The CANTARE workflow offers a number of strengths. First, the CANTARE models are parsimonious and interpretable. They identify a handful of predictors that collectively support conversation, further investigation in the literature, and follow-up experiments. Second, this handful of predictors is multi-omic by design. The Vnet consists of edges that encapsulate relationships across omes, with a similar number of edges for each pair of omes. The CANTARE models are seeded with subsets of this Vnet. Third, the relationships between the predictors and the outcome are quantitative and directional. We can identify which predictors have the largest effect sizes, and whether they are advantageous or disadvantageous to the outcomes. Fourth, the workflow is customizable and allows the analyst to leverage a variety of regression models such as linear regression, logistic regression, and mixed effects models. Fifth, because they are regression models, the CANTARE models can be scored by well-established techniques such as AUC or mean-squared error. These scoring techniques support the evaluation of workflow configuration. Sixth, the workflow is supported by visual representations of key steps. Both the pairwise regression plots and the cumulative fit plots of the CANTARE models illustrate person-level patterns. Seventh, given a particular set of tuning decisions, the results are deterministic.
The analysis presented herein suggests several areas of future work. First, different types of regressions can be used in both the VOLARE and CANTARE components of the method.
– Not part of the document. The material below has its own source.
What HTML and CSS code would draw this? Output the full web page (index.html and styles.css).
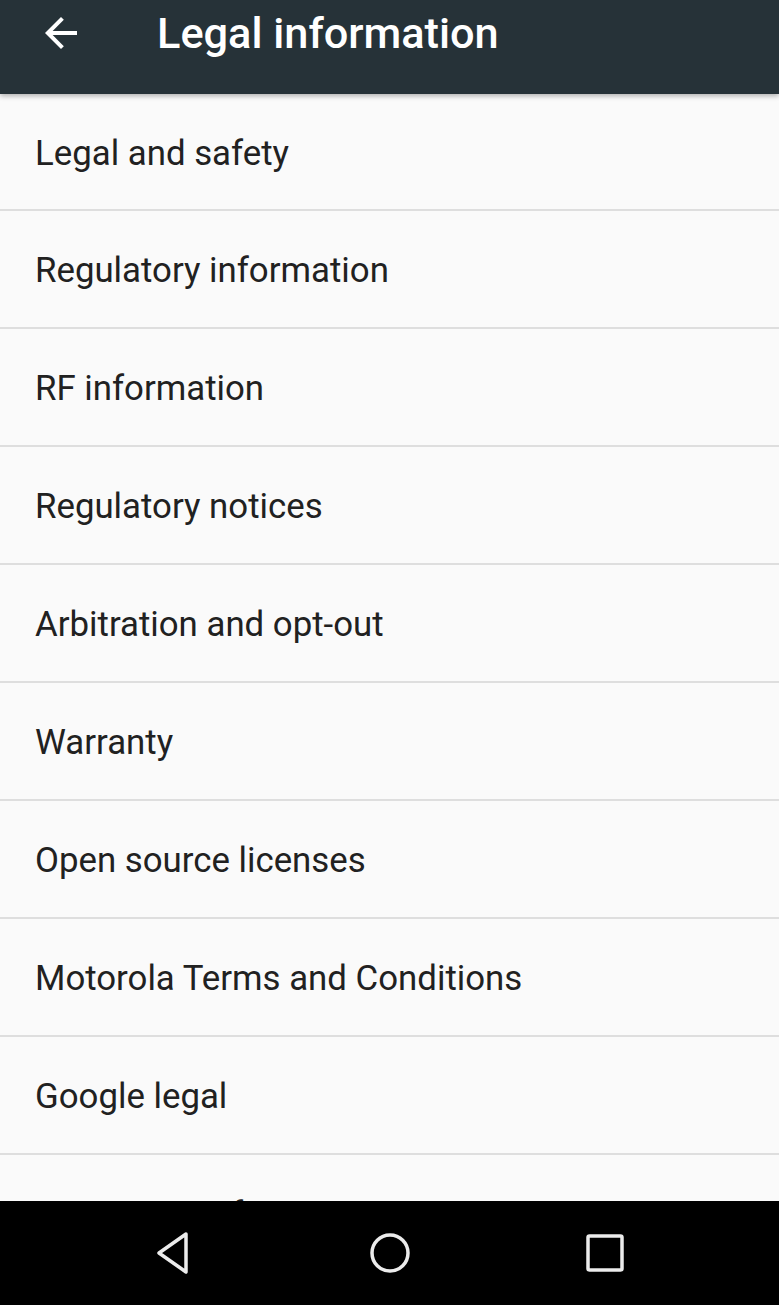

For example, quadratic or cubic terms could be added to the pairwise regressions to identify non-linear relationships. Significant terms could then be incorporated into predictive models. Second, an effort to better understand why certain methods select predictors from certain omes is warranted. This future work could consider the impact of group balance within data sets, and might include an analysis of the interactions and functional forms of relationships between predictors selected by random forests. Such work could influence both upstream data transformations specific to particular omes, and strategies for making algorithms more ome aware. Third, interactive visualization of multi-omic models could aid in their interpretation. For example, combining cumulative fit plots (Figs. 2, 3) with model-specific data distributions similar to Fig. 8 with synchronized brushing would allow an analyst to select outliers for one predictor and identify both the cumulative fit paths of the associated samples and the location of the selected samples within the distributions of other predictors. This would likely facilitate the identification of subgroups within the context of the predictive model.